EXERCISE GOAL =
Restate the full listing word for word and leave the pictures out.
[BEGIN]
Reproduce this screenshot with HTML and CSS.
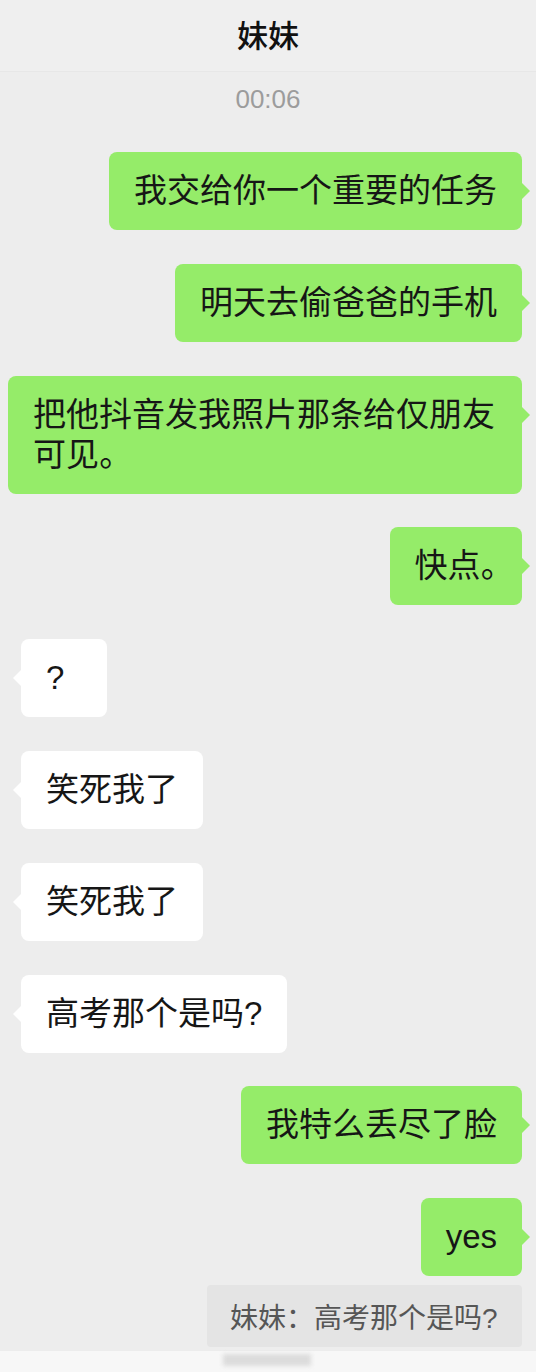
FILE: index.html
```html
<!DOCTYPE html>
<html lang="zh-CN">
<head>
    <meta charset="utf-8" />
    <title>妹妹</title>
    <link rel="stylesheet" href="styles.css">
</head>
<body>
    <div class="chat">
        <div class="chat-head">妹妹</div>
        <div class="chat-time">00:06</div>
        <ul class="msgs">
            <li class="me"><span class="bubble">我交给你一个重要的任务</span></li>
            <li class="me"><span class="bubble">明天去偷爸爸的手机</span></li>
            <li class="me"><span class="bubble">把他抖音发我照片那条给仅朋友可见。</span></li>
            <li class="me"><span class="bubble">快点。</span></li>
            <li class="her"><span class="bubble">?</span></li>
            <li class="her"><span class="bubble">笑死我了</span></li>
            <li class="her"><span class="bubble">笑死我了</span></li>
            <li class="her"><span class="bubble">高考那个是吗?</span></li>
            <li class="me"><span class="bubble">我特么丢尽了脸</span></li>
            <li class="me"><span class="bubble">yes</span></li>
        </ul>
        <div class="quote-row">
            <div class="quote">妹妹：高考那个是吗?</div>
        </div>
        <div class="chat-foot"><span class="blur"></span></div>
    </div>
</body>
</html>
```

FILE: styles.css
```css
html, body {
    margin: 0;
    padding: 0;
}

body {
    background-color: #ededed;
    font-family: "Liberation Sans", "Noto Sans CJK SC", sans-serif;
    color: #161616;
}

.chat {
    width: 536px;
    height: 1372px;
    overflow: hidden;
    display: flex;
    flex-direction: column;
}

.chat-head {
    height: 72px;
    box-sizing: border-box;
    display: flex;
    align-items: center;
    justify-content: center;
    background-color: #efefef;
    border-bottom: 1px solid #e7e7e7;
    font-family: "Noto Sans CJK SC", sans-serif;
    font-size: 31px;
    font-weight: 500;
    color: #111;
    padding-bottom: 5px;
}

.chat-time {
    line-height: 54px;
    margin-bottom: 26px;
    text-align: center;
    font-size: 26px;
    color: #9c9c9c;
}

ul {
    list-style: none;
    margin: 0;
    padding: 0;
}

.msgs {
    display: flex;
    flex-direction: column;
    gap: 33.8px;
}

    .msgs li {
        display: flex;
    }

        .msgs li.me {
            justify-content: flex-end;
            padding-right: 14px;
        }

        .msgs li.her {
            justify-content: flex-start;
            padding-left: 21px;
        }

.bubble {
    position: relative;
    display: block;
    min-width: 86px;
    max-width: 514px;
    box-sizing: border-box;
    padding: 19px 25px;
    border-radius: 8px;
    font-size: 33px;
    line-height: 40px;
    word-break: break-all;
    font-feature-settings: "palt";
}

.me .bubble {
    background-color: #95ec69;
}

.her .bubble {
    background-color: #fff;
}

    /* 气泡的小尖角 */
    .bubble::after {
        content: "";
        position: absolute;
        top: 31px;
        width: 0;
        height: 0;
        border-top: 8px solid transparent;
        border-bottom: 8px solid transparent;
    }

.me .bubble::after {
    right: -8px;
    border-left: 8px solid #95ec69;
}

.her .bubble::after {
    left: -8px;
    border-right: 8px solid #fff;
}

.quote-row {
    display: flex;
    justify-content: flex-end;
    padding-right: 14px;
    margin-top: 9px;
}

.quote {
    width: 315px;
    height: 62px;
    box-sizing: border-box;
    padding-left: 23px;
    display: flex;
    align-items: center;
    background-color: #e4e4e4;
    border-radius: 4px;
    font-size: 28px;
    color: #565656;
}

.chat-foot {
    margin-top: 3px;
    flex: 1;
    background-color: #f7f7f7;
    border-top: 1px solid #ececec;
    padding-left: 223px;
}

    .chat-foot .blur {
        display: block;
        width: 88px;
        height: 12px;
        margin-top: 3px;
        background-color: #dcdcdc;
        filter: blur(2px);
    }
```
[END]
WRITTEN SOLUTION =
Reproduce this screenshot with HTML and CSS.
FILE: index.html
```html
<!DOCTYPE html>
<html lang="zh-CN">
<head>
    <meta charset="utf-8" />
    <title>妹妹</title>
    <link rel="stylesheet" href="styles.css">
</head>
<body>
    <div class="chat">
        <div class="chat-head">妹妹</div>
        <div class="chat-time">00:06</div>
        <ul class="msgs">
            <li class="me"><span class="bubble">我交给你一个重要的任务</span></li>
            <li class="me"><span class="bubble">明天去偷爸爸的手机</span></li>
            <li class="me"><span class="bubble">把他抖音发我照片那条给仅朋友可见。</span></li>
            <li class="me"><span class="bubble">快点。</span></li>
            <li class="her"><span class="bubble">?</span></li>
            <li class="her"><span class="bubble">笑死我了</span></li>
            <li class="her"><span class="bubble">笑死我了</span></li>
            <li class="her"><span class="bubble">高考那个是吗?</span></li>
            <li class="me"><span class="bubble">我特么丢尽了脸</span></li>
            <li class="me"><span class="bubble">yes</span></li>
        </ul>
        <div class="quote-row">
            <div class="quote">妹妹：高考那个是吗?</div>
        </div>
        <div class="chat-foot"><span class="blur"></span></div>
    </div>
</body>
</html>
```

FILE: styles.css
```css
html, body {
    margin: 0;
    padding: 0;
}

body {
    background-color: #ededed;
    font-family: "Liberation Sans", "Noto Sans CJK SC", sans-serif;
    color: #161616;
}

.chat {
    width: 536px;
    height: 1372px;
    overflow: hidden;
    display: flex;
    flex-direction: column;
}

.chat-head {
    height: 72px;
    box-sizing: border-box;
    display: flex;
    align-items: center;
    justify-content: center;
    background-color: #efefef;
    border-bottom: 1px solid #e7e7e7;
    font-family: "Noto Sans CJK SC", sans-serif;
    font-size: 31px;
    font-weight: 500;
    color: #111;
    padding-bottom: 5px;
}

.chat-time {
    line-height: 54px;
    margin-bottom: 26px;
    text-align: center;
    font-size: 26px;
    color: #9c9c9c;
}

ul {
    list-style: none;
    margin: 0;
    padding: 0;
}

.msgs {
    display: flex;
    flex-direction: column;
    gap: 33.8px;
}

    .msgs li {
        display: flex;
    }

        .msgs li.me {
            justify-content: flex-end;
            padding-right: 14px;
        }

        .msgs li.her {
            justify-content: flex-start;
            padding-left: 21px;
        }

.bubble {
    position: relative;
    display: block;
    min-width: 86px;
    max-width: 514px;
    box-sizing: border-box;
    padding: 19px 25px;
    border-radius: 8px;
    font-size: 33px;
    line-height: 40px;
    word-break: break-all;
    font-feature-settings: "palt";
}

.me .bubble {
    background-color: #95ec69;
}

.her .bubble {
    background-color: #fff;
}

    /* 气泡的小尖角 */
    .bubble::after {
        content: "";
        position: absolute;
        top: 31px;
        width: 0;
        height: 0;
        border-top: 8px solid transparent;
        border-bottom: 8px solid transparent;
    }

.me .bubble::after {
    right: -8px;
    border-left: 8px solid #95ec69;
}

.her .bubble::after {
    left: -8px;
    border-right: 8px solid #fff;
}

.quote-row {
    display: flex;
    justify-content: flex-end;
    padding-right: 14px;
    margin-top: 9px;
}

.quote {
    width: 315px;
    height: 62px;
    box-sizing: border-box;
    padding-left: 23px;
    display: flex;
    align-items: center;
    background-color: #e4e4e4;
    border-radius: 4px;
    font-size: 28px;
    color: #565656;
}

.chat-foot {
    margin-top: 3px;
    flex: 1;
    background-color: #f7f7f7;
    border-top: 1px solid #ececec;
    padding-left: 223px;
}

    .chat-foot .blur {
        display: block;
        width: 88px;
        height: 12px;
        margin-top: 3px;
        background-color: #dcdcdc;
        filter: blur(2px);
    }
```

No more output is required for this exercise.